:: WORK TO COMPLETE ::
Show every line below where "index" can be found.

=== RECORDS TO USE ===

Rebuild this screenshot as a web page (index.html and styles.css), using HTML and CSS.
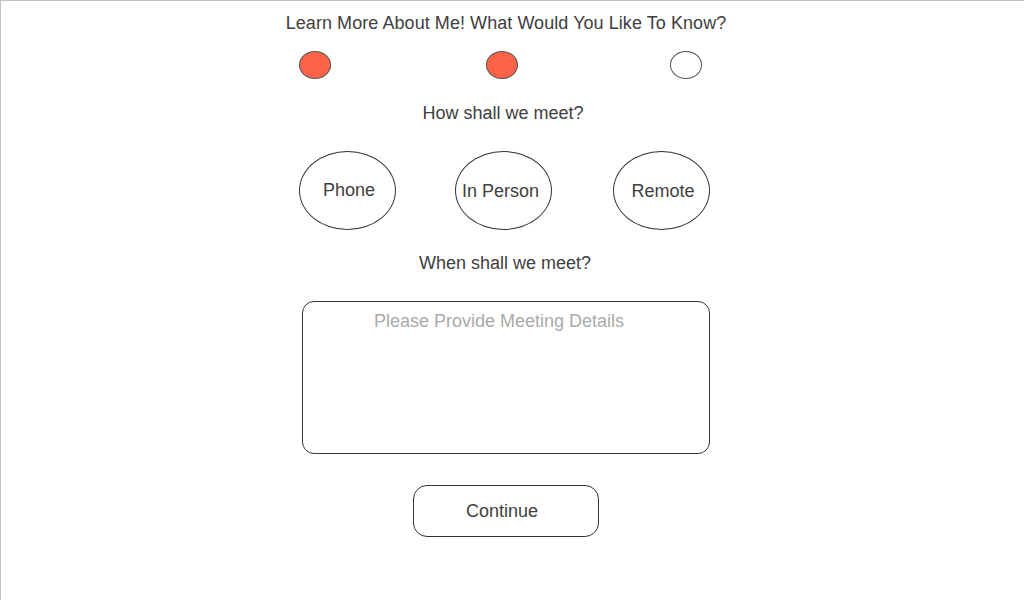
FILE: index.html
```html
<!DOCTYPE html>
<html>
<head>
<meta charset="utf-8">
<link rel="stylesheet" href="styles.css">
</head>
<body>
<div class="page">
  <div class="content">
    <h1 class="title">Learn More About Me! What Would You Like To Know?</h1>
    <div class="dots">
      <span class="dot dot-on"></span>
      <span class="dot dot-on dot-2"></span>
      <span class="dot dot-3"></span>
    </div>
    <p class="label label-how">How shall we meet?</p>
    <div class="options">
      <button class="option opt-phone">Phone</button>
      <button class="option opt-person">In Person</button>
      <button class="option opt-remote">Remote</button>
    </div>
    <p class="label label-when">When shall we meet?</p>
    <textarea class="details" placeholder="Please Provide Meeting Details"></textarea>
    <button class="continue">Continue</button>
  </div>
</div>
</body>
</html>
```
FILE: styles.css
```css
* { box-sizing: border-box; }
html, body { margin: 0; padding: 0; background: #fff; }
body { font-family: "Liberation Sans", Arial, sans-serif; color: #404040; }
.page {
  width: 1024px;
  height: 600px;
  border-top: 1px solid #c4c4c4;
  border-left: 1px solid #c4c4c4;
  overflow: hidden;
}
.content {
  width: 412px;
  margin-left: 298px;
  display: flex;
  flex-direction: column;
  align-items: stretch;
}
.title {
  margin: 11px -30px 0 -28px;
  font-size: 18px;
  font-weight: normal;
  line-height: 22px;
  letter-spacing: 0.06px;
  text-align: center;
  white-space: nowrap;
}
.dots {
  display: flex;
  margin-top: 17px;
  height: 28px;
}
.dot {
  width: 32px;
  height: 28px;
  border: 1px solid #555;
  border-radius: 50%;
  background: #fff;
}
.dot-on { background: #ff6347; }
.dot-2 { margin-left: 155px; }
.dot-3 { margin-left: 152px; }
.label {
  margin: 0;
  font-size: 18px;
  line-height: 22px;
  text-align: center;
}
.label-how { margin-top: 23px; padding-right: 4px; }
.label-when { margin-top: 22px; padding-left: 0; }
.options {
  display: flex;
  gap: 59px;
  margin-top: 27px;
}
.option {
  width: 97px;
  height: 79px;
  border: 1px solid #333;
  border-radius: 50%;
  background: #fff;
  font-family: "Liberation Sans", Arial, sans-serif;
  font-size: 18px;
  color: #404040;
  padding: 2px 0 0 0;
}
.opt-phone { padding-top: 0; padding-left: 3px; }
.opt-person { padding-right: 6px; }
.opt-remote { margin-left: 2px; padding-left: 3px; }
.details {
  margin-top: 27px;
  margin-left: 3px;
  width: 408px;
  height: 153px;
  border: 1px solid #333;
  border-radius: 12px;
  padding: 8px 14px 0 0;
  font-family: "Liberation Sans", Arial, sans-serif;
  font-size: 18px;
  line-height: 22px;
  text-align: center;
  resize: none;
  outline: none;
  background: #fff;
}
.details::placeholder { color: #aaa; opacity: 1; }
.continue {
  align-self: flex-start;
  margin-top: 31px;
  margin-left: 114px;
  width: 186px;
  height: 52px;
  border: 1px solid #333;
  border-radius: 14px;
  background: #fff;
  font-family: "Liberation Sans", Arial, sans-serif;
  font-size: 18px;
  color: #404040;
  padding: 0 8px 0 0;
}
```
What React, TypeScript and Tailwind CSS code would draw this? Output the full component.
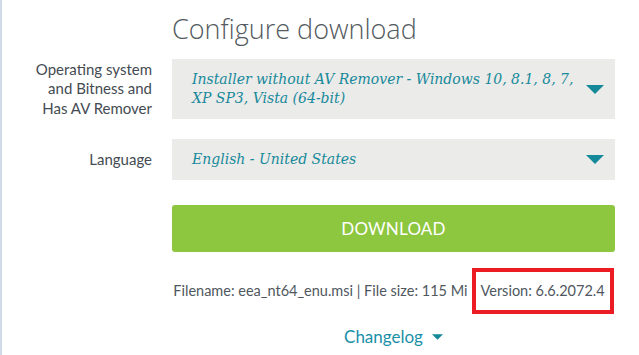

===

:: OUTPUT OF THE TASK ::
Rebuild this screenshot as a web page (index.html and styles.css), using HTML and CSS.
FILE: index.html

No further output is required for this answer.